In this lab, the main components consist of applesauce, pectinase, and the cold/hot water bath used to vary temperatures.
Pectinase is an enzyme that breaks down pectin, a polysaccharide found in plant cell walls. Therefore, pectinase enzymes are commonly used in processes involving the degradation of plant materials, such as speeding up the extraction of fruit juice from fruit, including apples. The purpose of this lab is to see how the pectinase acts within the applesauce at various temperatures, or if the temperature is a large factor in the activity of pectinase. Pectinase attaches to the active site in pectin, then breaks bonds in the polysaccharide. Pectinase is the enzyme, and pectin is the substrate. Apples, as well as other plant materials, have a lot of pectin. The apple in the lab is already broken down into a sauce, helping the pectinase break down the sauce into juice better.
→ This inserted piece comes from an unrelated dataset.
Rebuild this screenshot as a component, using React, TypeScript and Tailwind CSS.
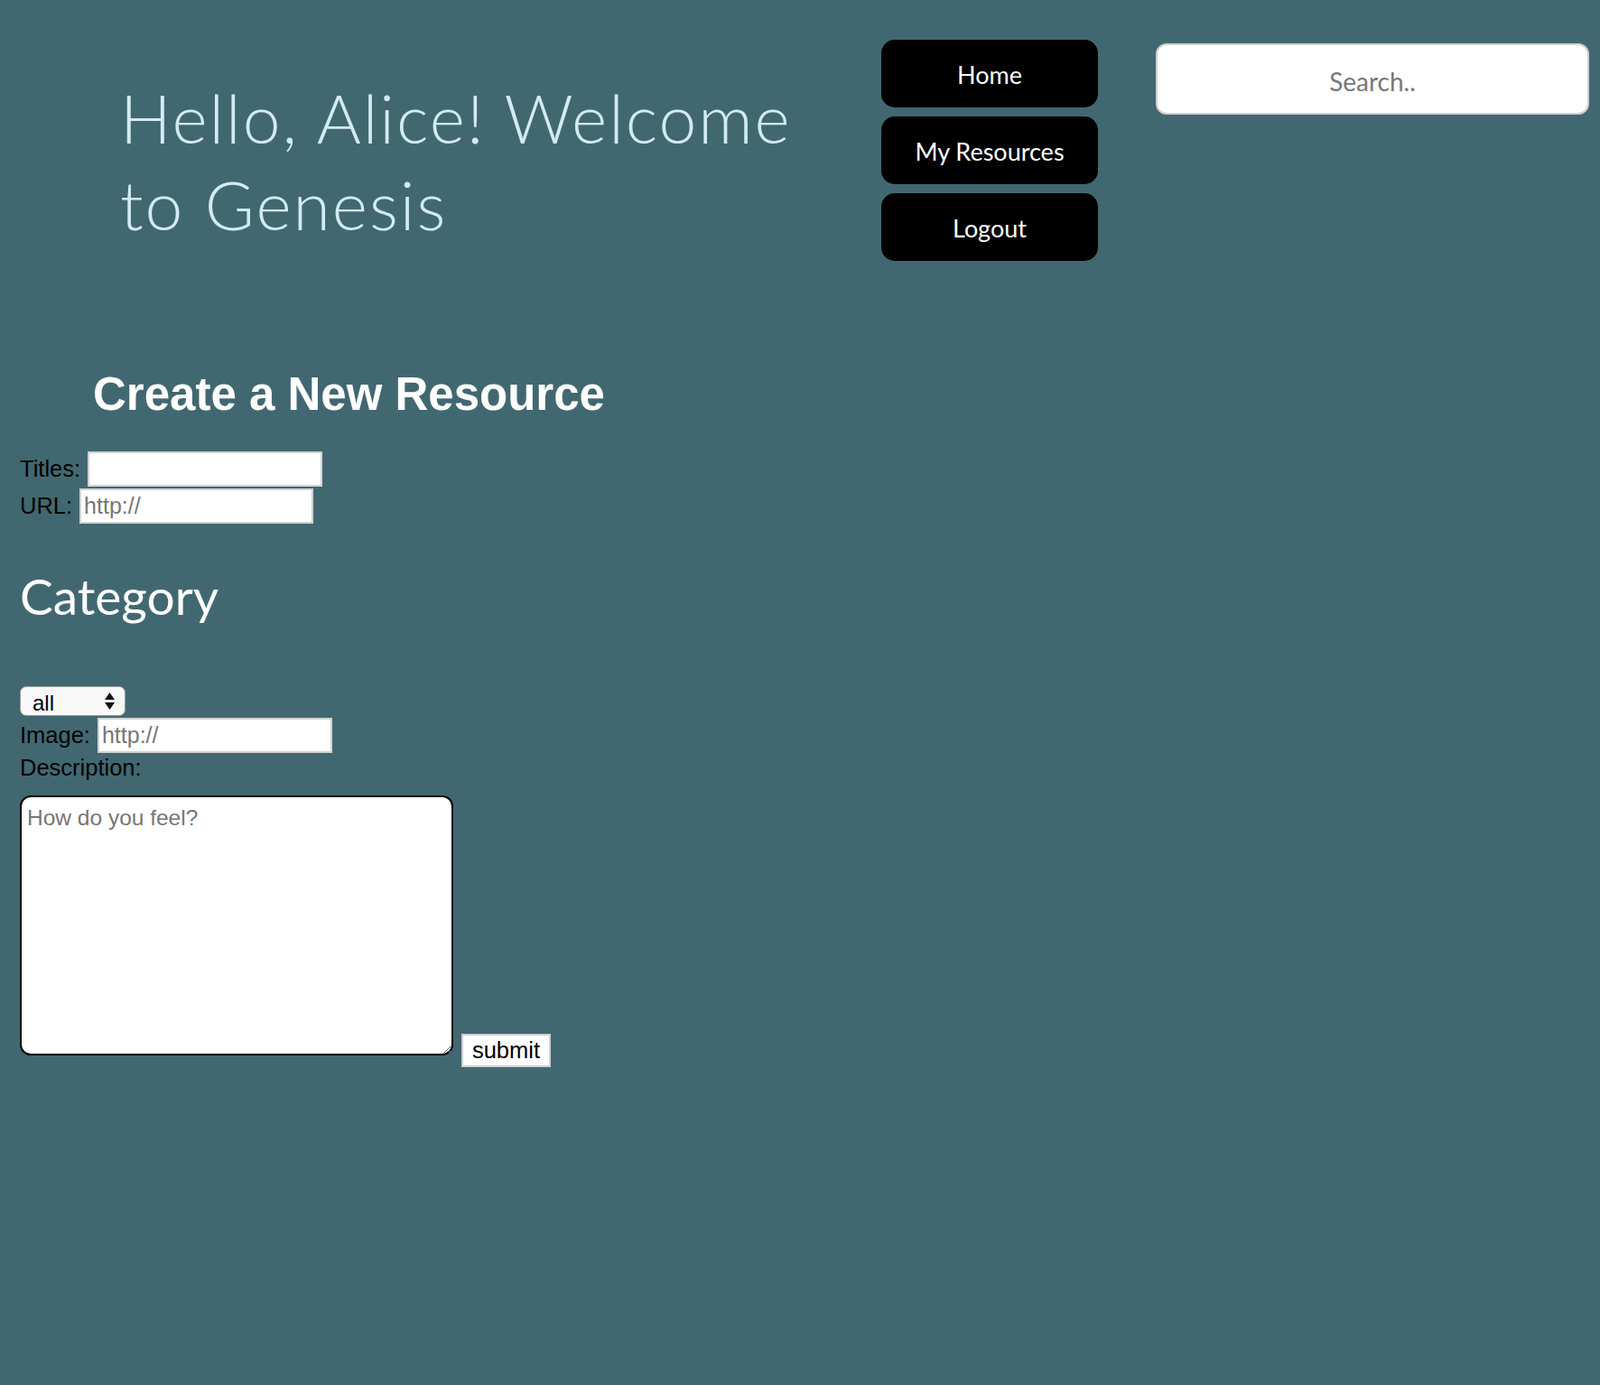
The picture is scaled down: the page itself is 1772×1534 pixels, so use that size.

Enzymes help speed up chemical reactions. Enzymes are found throughout the body and almost any other living creature. They help carry out chemical reactions quickly and efficiently. Enzymes are made of amino acids, which are proteins. Pectin is used mainly as a gelling agent for the production of jams and jellies. For example, it is added to some yogurts to provide the consistency that allows the yogurt to hold its shape and still be capable of being stirred. It is added to manufactured, concentrated fruit drinks to keep the solid and liquid components of the drink in suspension with each other.
Pectin is also used as an additive in pharmaceutical and cosmetic preparations. The U.S.
Food and Drug Administration (USDA) has classified pectin as an approved food additive. It is considered safe for human consumption when used in normal amounts as a food additive. Keep this in mind as the USDA is not as strict as other food administrations as in other countries such as Europe.